New indications as to what initiated a long phase of cooling in Earth’s climate and kept it going may debunk a long-held theory about the pre-ice-age cooling.
Fifteen million years ago, the Earth’s climate entered into a period of slow, continuous cooling, and simultaneously the Antarctic ice sheet grew steadily larger. Finally, around 2.5 million years ago, ice covered Greenland, thrusting the Earth into its current bipolar ice age.
Geoscientists have been debating what brought about this global cooling for many years. Some argue that major mountain ranges such as the Andes, the Himalayas, and the Alps started to form 15 million years ago, and that they accelerated erosion and the weathering of rocks. This theory posits that the formation of mountains drew more carbon dioxide (CO2) from the atmosphere than processes such as volcanic eruptions were giving off, causing temperatures to continuously decrease.
Researchers have now demonstrated that this hypothesis is not accurate enough.
‘Reactivity’ and global cooling
Using a model and previously published data, the researchers discovered that weathering was constant during the period in question, between 15 million years ago and the start of the ice age 2.5 million years ago.
However, what did increase during that period was the “reactivity” of the land surface—and it was this increase in reactivity that caused the continuous but decisive reduction in atmospheric CO2 and hence the global cooling.
Reactivity is the term chemists use to describe how “willing” a chemical bond or an element is to react; in other words, how quickly they attract a partner with which to undergo a chemical reaction.
This concept also applies to the weathering of rocks. Some minerals in the rocks react easily with carbonic acid, which is produced when atmospheric CO2 dissolves in rainwater. The carbonic acid then bonds with ions such as magnesium or calcium, which has the effect of removing the greenhouse gas from the atmosphere.
“But there’s a big catch to this story,” says Caves Rugenstein, the lead author of the study and a former fellow of the Geological Institute at ETH Zurich. This mountain-forming hypothesis assumes that there was a large increase in erosion. “But that’s something we can’t put precise numbers on.” An increase in weathering, and thus CO2 losses, would have accompanied an increased rate of erosion—to such an extent that there would have been very little CO2 left in the atmosphere after less than one million years.
“That would have turned our planet into an icy wasteland hostile to life,” Rugenstein says. But this was clearly not the case over the past 15 million years.
Coauthor Friedhelm von Blanckenburg at the German Research Centre for Geosciences in Potsdam and his colleague Jane Willenbring expressed doubts about the hypothesis back in 2010. They showed that weathering of the land surface had not increased at all, based on measurements of the isotope beryllium-10, produced by cosmic radiation, and its ratio to the stable isotope beryllium-9 in ocean sediments.

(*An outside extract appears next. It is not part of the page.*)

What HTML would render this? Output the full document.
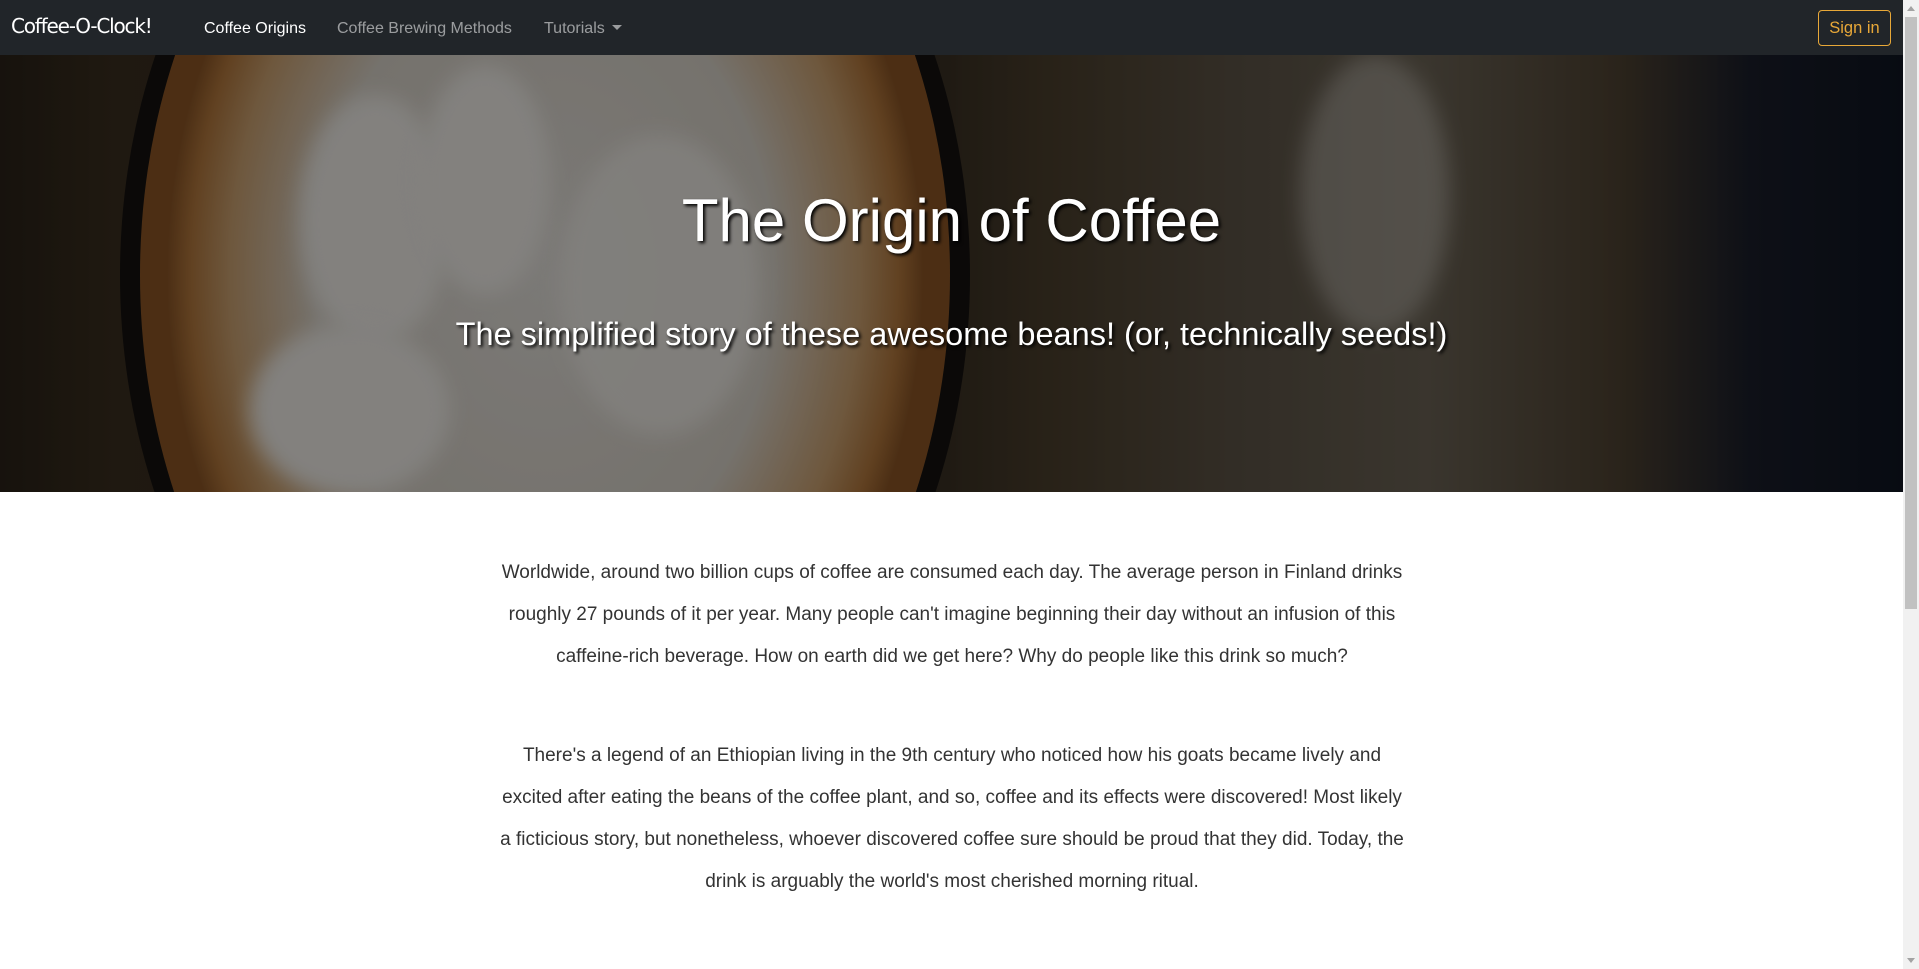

The recent study casts even more doubt on the mountain-forming hypothesis. The three researchers used stable isotopes of lithium, found in ocean sediments, as an indicator for weathering processes. They wanted to find out whether the amount of CO2 in the atmosphere could have decreased despite the rate of weathering remaining constant. They also fed this data into a computer model of the global carbon cycle.
The results of the model do indeed support the idea that the land surface became more reactive; in other words, that geological processes caused unweathered and hence chemically reactive rock to make its way to the surface.
This material would have been able to react as extensively with a low level of atmospheric CO2 as heavily weathered rock would in the presence of abundant CO2. As such, the total amount of the greenhouse gas removed from the atmosphere per time interval remained constant.
“This means the reduction in atmospheric CO2 can be explained without an increase in weathering,” von Blanckenburg says. In short, the weathering of rocks had become more efficient.
But there must be a geological process “rejuvenating” the land surface to make it more reactive, he explains. This needn’t necessarily be the formation of major mountain ranges. Equally, tectonic fractures, a small increase in erosion, or the exposure of other types of rock might have caused more material with weathering potential to show at the surface.
“Our new hypothesis ought to trigger a geological rethink regarding the long period of cooling in the run-up to the last ice age,” von Blanckenburg says.
The study appears in the journal Nature. Additional researchers from ETH Zurich and Stanford University contributed to the work.